Here be dragons! Lovers of Game of Thrones, Eragon, and philosophy are bound to adore Rosaria Munda’s debut novel, Fireborne, a captivating, dragon-filled YA fantasy that is heavily inspired by Plato’s The Republic.
It’s about time we had a proper dragon fantasy gracing the shelves! This is the best book I have read this year by far (and I am definitely experiencing a book hangover from this beauty right now). At first, I was prepared for a cliché romp through a stereotypical fantasy world, but boy how I was wrong. Fireborne almost reads as a dystopian fantasy, a world that has been turned upside down and forced into a new order. Yet, at the same time, It felt like I was reading Top Gun but with dragons.
The story centers around two young dragon riders who survived a bloody revolution. Antigone, “Annie,” is an orphan and a former serf. Her family was burned to death by dragonfire caused by their ruling dragonlord. Lee is a dragonlord’s son, who watched his family be butchered by revolutionaries. Because of this revolution, both Annie and Lee grew up in an orphanage together. For over seven years and despite their different backgrounds, they have become close friends and have trained to be the best dragonriders in Callipolis’ fleet. However, everything changes when survivors of the old government, the dragonlords, return with a dragon fleet of their own, ready to claim everything they have lost.
With war being inevitable, Lee’s relationship with Annie is thrown into the fire, as he has to make a choice between betraying his old family or the new one he has found in Annie and their peers. And Annie must make a choice between protecting Lee’s identity, or being the hero her city needs.
The world of Callipolis is fascinating, no doubt because its government is based off of Plato’s Republic. It is an island in the middle of the sea. Its whole system is based on something called the “metals test.” Every individual takes a test, and their score determines what “metal” (aka class) they will be for the rest of their lives. For example, those who test as iron are unskilled laborers, like textile and mine workers. Those who test gold are the philosophers, the poets, the scholarly. In Callipolis, your quality of life is dependent on the metal in your wristband. Munda also created an entire epic poem called The Aurelian Cycle, which is woven throughout the entire story. She truly has taken her time with the lore of this world, and it shows.

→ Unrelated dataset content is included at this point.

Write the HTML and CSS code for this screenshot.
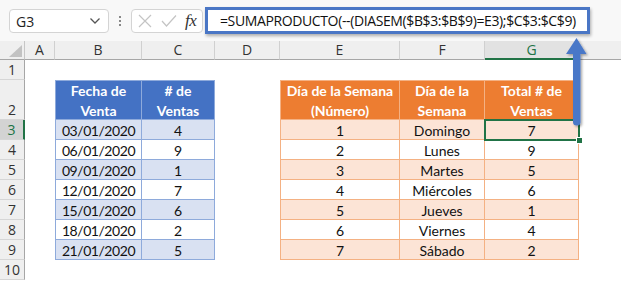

Besides the world, I loved the characters. Both Annie and Lee felt alive and realistic. They had their own demons, but they also shared a deep bond together that was innocent and pure. It was awesome to see them truly be friends, rather than instant lovers. In fact, both Annie and Lee spend most of their time having relationships with other people. I also can’t pick who I like more. Lee is confident, yet desperately wants to be safe and loved. Annie is shy, yet fiercely determined. They are not perfect people. They make bad decisions. They also deal with the consequences of their decisions. Every action they do bears some weight with the story, which allows you to become fully invested in their plight to be the best dragonrider, protect their city, and find where they belong. In addition, Annie and Lee’s peers are all fantastic and fleshed-out characters. An entire book could easily be dedicated to any one of the side characters. Every single one felt like they mattered and added to the scene. I particularly loved Duck and Crissa.
Overall, Fireborne is everything I have ever wanted in a dragon fantasy. The dragons are important and not gimmicky. The dragon riding sounds like the most terrifying and amazing experience. The world has a fascinating government system and is on an island (so it has a gorgeous and intoxicating setting). Everything in this story feels important. I didn’t find myself skimming over any details. I cannot wait to read the second installment of this series, which is called The Aurelian Cycle. If you enjoy The Elder Scrolls: Skyrim or How to Train Your Dragon, you will probably love this story too.